Por ahora nos contentaremos con la cuestión de la precisión, de la exactitud con la que la obra de arte logra dar forma a cierta magnitud experiencial.

 

Pues también eso puede encontrarse en El malestar en la cultura.

 

No, desde luego, cuando habla en general del arte y la estética, pero sí cuando se ocupa de lo que para él es la aportación principal del artista:

 

«si la cultura es la vía de desarrollo necesaria desde la familia a la humanidad, entonces la elevación del sentimiento de culpa es inescindible de ella, como resultado del conflicto innato de ambivalencia, como resultado de la eterna lucha entre amor y pugna por la muerte; y lo es, acaso, hasta cimas que pueden serle difícilmente soportables al individuo.

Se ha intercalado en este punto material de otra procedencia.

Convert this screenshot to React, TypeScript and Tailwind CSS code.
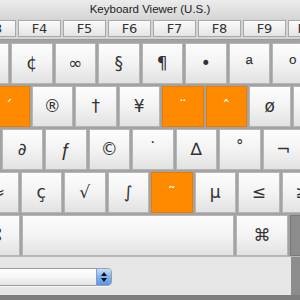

Le viene a uno a la memoria la sobrecogedora acusación del gran poeta a los poderes celestiales:

 

Nos ponéis en medio de la vida,

dejáis que la pobre criatura se llene de culpas:

luego a su cargo le dejáis la pena;

pues toda culpa se paga sobre la Tierra.

 

«Y uno bien puede suspirar por el saber que es dado a ciertos hombres: espigan sin trabajo, del torbellino de sus propios sentimientos, las intelecciones más hondas hacia las cuales los demás, nosotros todos, hemos debido abrirnos paso en medio de una incertidumbre torturante y a través de unos desconcertados tanteos.»

 

[Sigmund Freud: El malestar en la cultura]

 

 

Como ven, cuando aquí como en otros tantos lugares de su obra se refiere Freud al que para él es el poeta por antonomasia, Goethe, para nada hace referencia a la belleza y sus efectos narcóticos, sino, precisamente, a todo lo contrario: habla de su capacidad de alcanzar la más honda intelección -es decir: la formulación más profunda y exacta- de cierta experiencia humana -de cierta verdad subjetiva- que tiene que ver, no con la belleza del mundo, sino, bien por el contrario, con el dolor con el que el mundo real hace penar al ser humano.

 

luego a su cargo le dejáis la pena;

pues toda culpa se paga sobre la Tierra.

 

 

Y bien, ¿que decir de este aspecto de la cultura que lejos de combatir, amortiguar o encubrir las fuentes del penar las nombra y las afronta?

 

Como ven, de pronto, la definición misma de cultura que el propio Freud se da resulta insuficiente, como insuficiente, y con la misma cadencia, se ha manifestado su caracterización del arte.

 

En el límite, ambas definiciones -la de la cultura como vía para amortiguar el dolor y la del arte como vía para embriagarse de belleza- resultan insuficientes y se abre, inevitablemente, un más allá: el de la cultura como dolorosa gestión de la agresividad y el arte como exploración de lo real.

 

En ambos casos: son movimientos conceptuales que apuntan más allá del principio del placer y participan, en esa misma medida, de la pulsión de muerte.